→ Exercise details
Below is a listing. Quote from it, exactly, the lines from the one containing "Generate a component" down to the one containing "import React from", both ends included, and nothing else.
##### Given entries #####
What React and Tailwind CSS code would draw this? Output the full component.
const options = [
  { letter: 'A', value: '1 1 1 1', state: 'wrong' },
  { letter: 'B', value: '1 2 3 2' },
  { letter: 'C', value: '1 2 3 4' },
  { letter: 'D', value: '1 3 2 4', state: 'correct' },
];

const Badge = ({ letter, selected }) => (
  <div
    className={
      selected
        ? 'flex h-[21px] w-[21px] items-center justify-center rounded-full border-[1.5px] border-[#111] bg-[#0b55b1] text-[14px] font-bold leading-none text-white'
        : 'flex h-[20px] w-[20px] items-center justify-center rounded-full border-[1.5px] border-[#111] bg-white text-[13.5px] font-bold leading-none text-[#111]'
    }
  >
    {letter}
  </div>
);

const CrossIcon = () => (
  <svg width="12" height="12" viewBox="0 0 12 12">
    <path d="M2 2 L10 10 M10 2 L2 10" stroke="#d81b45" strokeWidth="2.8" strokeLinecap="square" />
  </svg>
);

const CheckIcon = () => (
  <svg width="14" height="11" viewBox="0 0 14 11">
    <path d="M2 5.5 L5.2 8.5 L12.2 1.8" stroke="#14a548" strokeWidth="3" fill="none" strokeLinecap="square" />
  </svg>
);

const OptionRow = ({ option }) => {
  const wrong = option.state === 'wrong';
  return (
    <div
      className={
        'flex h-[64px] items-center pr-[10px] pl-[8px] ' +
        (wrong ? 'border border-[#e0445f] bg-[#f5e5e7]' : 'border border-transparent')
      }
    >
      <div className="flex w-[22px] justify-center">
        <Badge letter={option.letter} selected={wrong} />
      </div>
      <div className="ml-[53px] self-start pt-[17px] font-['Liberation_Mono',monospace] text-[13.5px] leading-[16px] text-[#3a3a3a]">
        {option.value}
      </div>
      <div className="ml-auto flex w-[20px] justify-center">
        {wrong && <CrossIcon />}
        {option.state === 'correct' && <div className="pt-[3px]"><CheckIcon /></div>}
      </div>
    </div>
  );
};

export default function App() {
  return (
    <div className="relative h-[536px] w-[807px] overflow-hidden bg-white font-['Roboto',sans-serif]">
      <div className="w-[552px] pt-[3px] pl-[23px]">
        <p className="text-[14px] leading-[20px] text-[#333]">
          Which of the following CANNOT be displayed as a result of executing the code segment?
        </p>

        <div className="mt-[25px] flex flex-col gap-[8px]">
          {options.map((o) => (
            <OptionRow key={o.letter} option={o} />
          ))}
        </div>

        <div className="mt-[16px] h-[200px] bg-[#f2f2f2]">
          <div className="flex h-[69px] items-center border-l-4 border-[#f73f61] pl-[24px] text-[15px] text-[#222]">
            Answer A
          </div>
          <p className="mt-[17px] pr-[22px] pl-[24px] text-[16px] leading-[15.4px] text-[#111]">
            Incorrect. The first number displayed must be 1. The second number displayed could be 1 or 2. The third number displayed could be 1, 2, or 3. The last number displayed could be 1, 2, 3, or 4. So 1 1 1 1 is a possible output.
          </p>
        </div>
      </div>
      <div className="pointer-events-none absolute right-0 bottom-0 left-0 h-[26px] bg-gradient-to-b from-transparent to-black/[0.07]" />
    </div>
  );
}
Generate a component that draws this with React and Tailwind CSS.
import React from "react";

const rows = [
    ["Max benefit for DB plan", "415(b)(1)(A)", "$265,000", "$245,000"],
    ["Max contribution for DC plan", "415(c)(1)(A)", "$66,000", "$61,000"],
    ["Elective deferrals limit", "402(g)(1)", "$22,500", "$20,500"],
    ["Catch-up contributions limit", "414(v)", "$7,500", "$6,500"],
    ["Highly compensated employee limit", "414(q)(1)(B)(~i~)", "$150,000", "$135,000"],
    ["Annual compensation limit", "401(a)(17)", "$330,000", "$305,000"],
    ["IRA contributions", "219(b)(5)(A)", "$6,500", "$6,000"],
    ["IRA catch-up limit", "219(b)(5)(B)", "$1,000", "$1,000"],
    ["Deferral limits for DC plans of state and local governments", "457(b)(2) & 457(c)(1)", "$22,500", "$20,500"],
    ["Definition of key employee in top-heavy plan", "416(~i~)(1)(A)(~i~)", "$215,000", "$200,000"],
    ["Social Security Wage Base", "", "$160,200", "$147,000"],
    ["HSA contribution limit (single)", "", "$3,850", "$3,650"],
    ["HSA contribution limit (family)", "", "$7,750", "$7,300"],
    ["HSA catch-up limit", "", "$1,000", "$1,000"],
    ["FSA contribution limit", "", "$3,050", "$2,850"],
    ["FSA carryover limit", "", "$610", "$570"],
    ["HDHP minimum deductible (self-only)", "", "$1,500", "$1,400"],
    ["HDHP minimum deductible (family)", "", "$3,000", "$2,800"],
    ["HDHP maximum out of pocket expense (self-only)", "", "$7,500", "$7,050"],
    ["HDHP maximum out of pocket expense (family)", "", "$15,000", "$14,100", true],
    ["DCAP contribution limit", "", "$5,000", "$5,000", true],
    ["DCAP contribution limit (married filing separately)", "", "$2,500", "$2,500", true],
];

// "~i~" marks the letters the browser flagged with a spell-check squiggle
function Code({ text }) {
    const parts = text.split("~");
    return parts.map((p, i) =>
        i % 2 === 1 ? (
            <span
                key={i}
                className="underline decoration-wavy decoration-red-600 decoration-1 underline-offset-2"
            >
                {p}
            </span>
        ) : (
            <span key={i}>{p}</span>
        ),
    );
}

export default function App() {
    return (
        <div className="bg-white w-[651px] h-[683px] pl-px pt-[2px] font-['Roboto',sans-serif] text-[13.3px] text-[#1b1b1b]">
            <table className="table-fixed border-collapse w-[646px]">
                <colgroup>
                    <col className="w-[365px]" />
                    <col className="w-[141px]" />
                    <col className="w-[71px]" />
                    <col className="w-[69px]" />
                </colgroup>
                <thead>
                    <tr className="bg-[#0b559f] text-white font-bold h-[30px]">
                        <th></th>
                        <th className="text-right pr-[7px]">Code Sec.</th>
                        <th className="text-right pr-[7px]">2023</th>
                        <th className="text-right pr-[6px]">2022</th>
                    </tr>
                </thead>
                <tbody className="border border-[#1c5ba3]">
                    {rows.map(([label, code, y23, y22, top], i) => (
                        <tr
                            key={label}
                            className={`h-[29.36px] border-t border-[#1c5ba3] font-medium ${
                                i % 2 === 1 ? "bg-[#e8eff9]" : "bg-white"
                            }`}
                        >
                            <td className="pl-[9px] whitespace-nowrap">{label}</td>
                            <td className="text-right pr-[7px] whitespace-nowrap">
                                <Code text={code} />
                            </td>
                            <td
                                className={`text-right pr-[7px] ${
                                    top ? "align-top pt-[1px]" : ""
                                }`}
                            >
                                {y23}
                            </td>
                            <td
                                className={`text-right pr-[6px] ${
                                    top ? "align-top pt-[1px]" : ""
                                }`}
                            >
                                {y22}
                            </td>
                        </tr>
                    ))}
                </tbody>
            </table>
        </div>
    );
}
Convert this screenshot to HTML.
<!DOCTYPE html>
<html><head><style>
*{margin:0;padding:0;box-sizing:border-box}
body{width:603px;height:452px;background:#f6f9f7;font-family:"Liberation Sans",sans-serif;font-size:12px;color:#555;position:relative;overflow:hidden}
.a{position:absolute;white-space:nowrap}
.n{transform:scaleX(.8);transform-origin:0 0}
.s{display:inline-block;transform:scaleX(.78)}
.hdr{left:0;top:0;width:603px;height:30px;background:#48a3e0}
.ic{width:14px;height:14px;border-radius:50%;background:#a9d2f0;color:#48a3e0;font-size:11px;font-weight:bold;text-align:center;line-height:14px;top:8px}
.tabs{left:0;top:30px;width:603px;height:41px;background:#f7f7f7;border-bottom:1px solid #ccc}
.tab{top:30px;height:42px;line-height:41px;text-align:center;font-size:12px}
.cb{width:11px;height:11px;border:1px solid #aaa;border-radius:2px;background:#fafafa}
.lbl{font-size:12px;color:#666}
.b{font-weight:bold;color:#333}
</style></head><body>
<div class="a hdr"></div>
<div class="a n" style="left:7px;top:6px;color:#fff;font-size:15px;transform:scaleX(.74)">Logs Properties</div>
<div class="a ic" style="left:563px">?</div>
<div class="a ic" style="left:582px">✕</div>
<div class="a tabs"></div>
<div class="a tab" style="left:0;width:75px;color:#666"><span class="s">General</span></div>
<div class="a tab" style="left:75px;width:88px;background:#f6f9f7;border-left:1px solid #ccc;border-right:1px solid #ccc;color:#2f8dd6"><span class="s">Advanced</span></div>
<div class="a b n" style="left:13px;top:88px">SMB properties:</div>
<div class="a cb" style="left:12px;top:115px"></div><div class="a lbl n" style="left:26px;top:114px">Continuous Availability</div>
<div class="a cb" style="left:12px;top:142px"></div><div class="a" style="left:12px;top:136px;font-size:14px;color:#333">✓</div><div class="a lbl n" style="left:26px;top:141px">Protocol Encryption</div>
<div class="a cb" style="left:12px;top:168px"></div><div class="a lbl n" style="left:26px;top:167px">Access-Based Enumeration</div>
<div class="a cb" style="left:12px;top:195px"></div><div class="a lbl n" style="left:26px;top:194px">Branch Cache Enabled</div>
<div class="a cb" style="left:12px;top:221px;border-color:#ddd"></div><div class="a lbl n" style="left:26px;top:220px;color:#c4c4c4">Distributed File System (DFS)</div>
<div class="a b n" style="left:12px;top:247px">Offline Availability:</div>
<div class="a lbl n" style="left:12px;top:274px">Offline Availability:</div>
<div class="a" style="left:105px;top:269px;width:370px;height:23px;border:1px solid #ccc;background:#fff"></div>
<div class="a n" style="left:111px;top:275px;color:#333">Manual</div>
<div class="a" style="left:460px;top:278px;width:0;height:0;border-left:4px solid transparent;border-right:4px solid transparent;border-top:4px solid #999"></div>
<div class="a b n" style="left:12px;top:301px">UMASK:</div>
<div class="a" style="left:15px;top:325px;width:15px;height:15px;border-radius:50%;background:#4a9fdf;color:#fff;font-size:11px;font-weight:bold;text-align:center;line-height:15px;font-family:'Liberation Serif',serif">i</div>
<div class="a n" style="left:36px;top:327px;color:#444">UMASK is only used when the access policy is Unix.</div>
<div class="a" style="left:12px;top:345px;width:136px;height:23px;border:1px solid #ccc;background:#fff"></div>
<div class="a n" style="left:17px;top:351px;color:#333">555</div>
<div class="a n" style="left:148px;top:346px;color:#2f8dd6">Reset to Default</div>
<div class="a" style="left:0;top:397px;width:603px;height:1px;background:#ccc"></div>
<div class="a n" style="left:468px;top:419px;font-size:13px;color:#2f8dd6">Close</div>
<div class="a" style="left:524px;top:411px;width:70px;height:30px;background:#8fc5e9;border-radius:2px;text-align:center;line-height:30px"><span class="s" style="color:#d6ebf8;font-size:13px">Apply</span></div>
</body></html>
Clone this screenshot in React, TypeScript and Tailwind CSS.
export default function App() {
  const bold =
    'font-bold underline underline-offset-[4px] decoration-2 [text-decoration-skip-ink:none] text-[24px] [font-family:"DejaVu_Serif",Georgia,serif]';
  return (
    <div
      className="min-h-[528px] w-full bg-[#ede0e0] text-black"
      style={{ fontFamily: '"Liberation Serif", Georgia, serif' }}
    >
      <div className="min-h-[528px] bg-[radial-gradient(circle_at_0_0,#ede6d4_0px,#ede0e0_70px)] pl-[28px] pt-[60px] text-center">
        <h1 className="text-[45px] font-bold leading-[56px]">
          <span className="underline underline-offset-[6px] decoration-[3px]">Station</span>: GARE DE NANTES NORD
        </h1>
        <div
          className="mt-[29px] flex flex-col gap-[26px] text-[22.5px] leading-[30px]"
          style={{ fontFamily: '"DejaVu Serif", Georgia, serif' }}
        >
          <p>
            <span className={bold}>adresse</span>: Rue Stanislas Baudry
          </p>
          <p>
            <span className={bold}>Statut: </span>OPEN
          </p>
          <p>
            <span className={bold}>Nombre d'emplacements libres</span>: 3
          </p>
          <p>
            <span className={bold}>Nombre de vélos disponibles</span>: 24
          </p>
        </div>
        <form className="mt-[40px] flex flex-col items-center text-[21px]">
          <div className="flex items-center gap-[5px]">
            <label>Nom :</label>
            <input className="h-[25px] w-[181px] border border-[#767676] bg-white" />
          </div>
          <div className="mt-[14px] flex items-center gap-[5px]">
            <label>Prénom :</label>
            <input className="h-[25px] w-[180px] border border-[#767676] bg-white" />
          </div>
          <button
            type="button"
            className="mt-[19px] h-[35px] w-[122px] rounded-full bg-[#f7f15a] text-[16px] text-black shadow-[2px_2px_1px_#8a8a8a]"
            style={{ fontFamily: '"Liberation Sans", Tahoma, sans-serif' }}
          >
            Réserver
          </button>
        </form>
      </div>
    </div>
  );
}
#####
→ Output below
Generate a component that draws this with React and Tailwind CSS.
import React from "react";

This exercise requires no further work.